Observando la oración de Jesús, debiera surgir en nosotros una pregunta: ¿Cómo rezamos nosotros? ¿Cuánto tiempo dedico a la relación con Dios? Existe hoy una suficiente educación y una formación a la oración? ¿Y quién puede ser maestro de oración? En la Exhortación Apostólica Verbum Domini, he hablado de la importancia de la lectura orante de la Sagrada Escritura. Recogiendo las conclusiones de la Asamblea del Sínodo de los Obispos, he puesto un énfasis especial en la forma específica de la lectio divina. Escuchar, meditar, estar en silencio ante el Señor que habla es un arte, que se aprende practicándolo con perseverancia. Ciertamente la oración es un don que requiere, sin embargo, ser aceptado. Es obra de Dios, pero requiere también un compromiso por nuestra parte, sobre todo la continuidad y la constancia, son importantes.
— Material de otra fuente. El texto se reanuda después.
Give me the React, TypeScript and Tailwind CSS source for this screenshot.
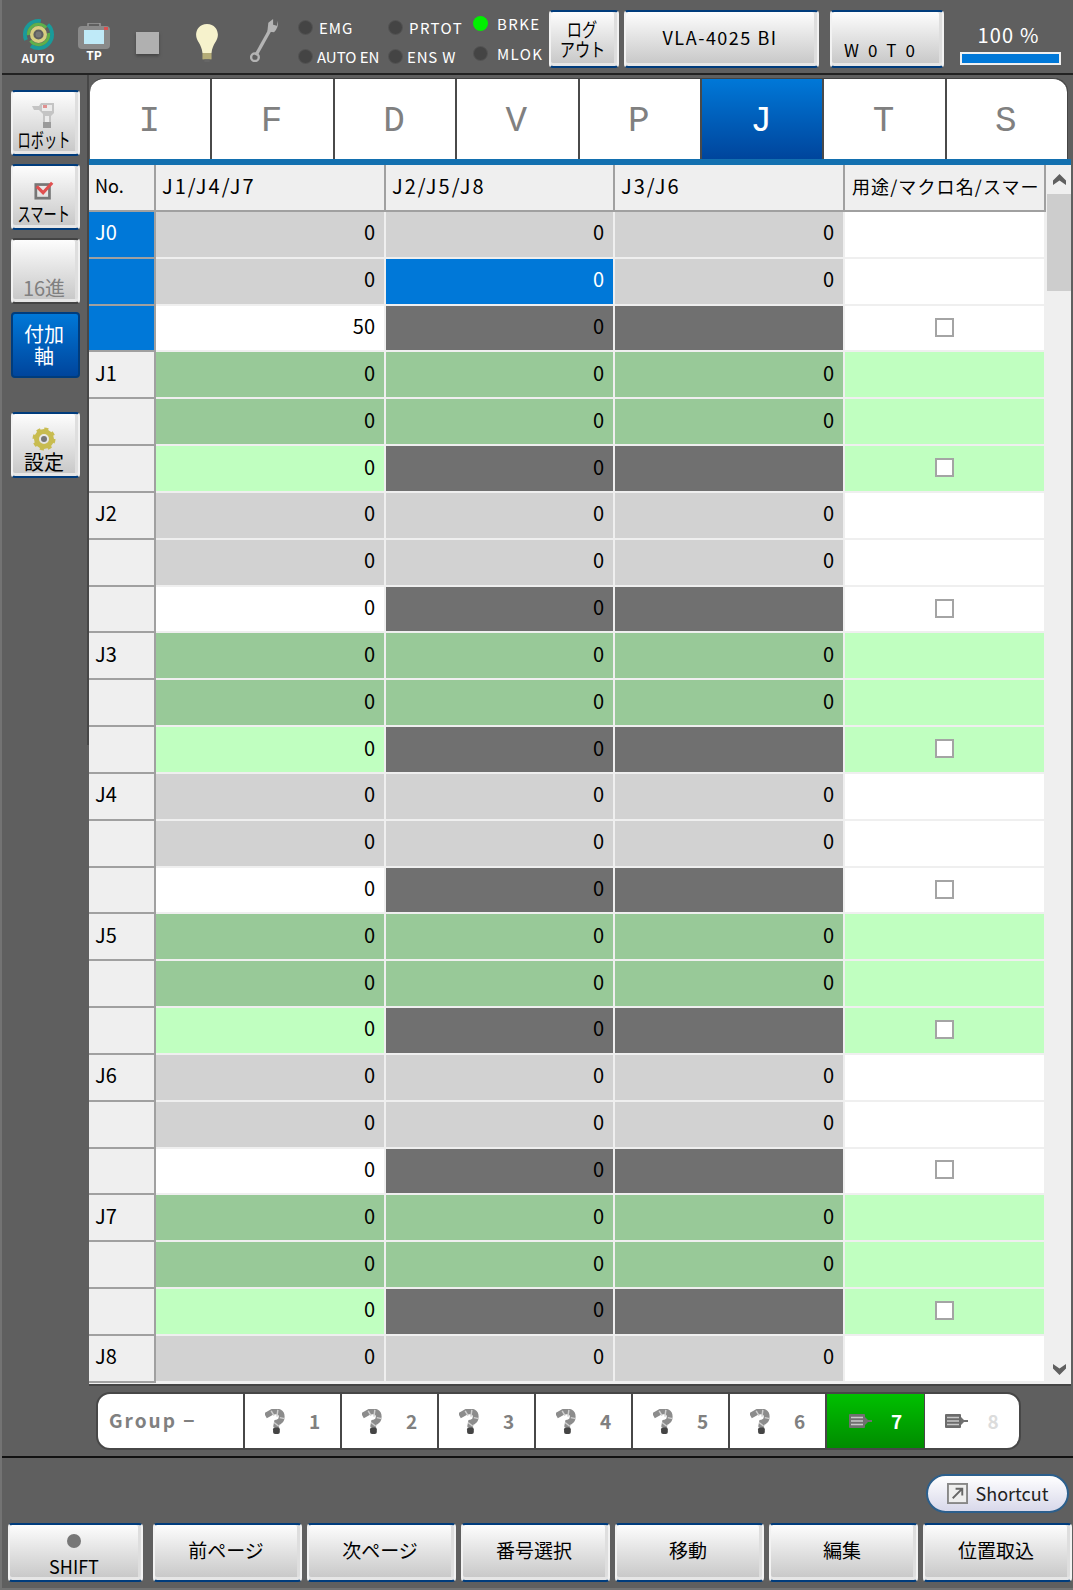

Precisamente la experiencia ejemplar de Jesús muestra que su oración, animada por la paternidad de Dios y por la comunión del Espíritu, ha profundizado en un ejercicio largo y fiel, hasta el Huerto de los Olivos y la Cruz. Hoy los cristianos son llamados a ser testigos de la oración, precisamente porque nuestro mundo a menudo se cierra al horizonte divino y a la esperanza que lleva al encuentro con Dios. En la amistad profunda con Jesús y viviendo en Él y con Él la relación filial con el Padre, a través de nuestra oración fiel y constante, podemos abrir las ventanas hacia el cielo de Dios. Es más, recorriendo el camino de la oración, independientemente de lo humano, podemos ayudar a otros a seguirlo. También para la oración cristiana es verdad que el camino se hace al andar.

Queridos hermanos y hermanas, eduquémonos a una intensa relación con Dios, a una oración que no sea intermitente, sino constante, llena de confianza, capaz de iluminar nuestra vida, como Jesús nos enseña. Y pidámosle a Él poder comunicar a las personas que tenemos cerca, a las que encontramos en nuestro camino, el gozo del encuentro con el Señor, la luz para la existencia.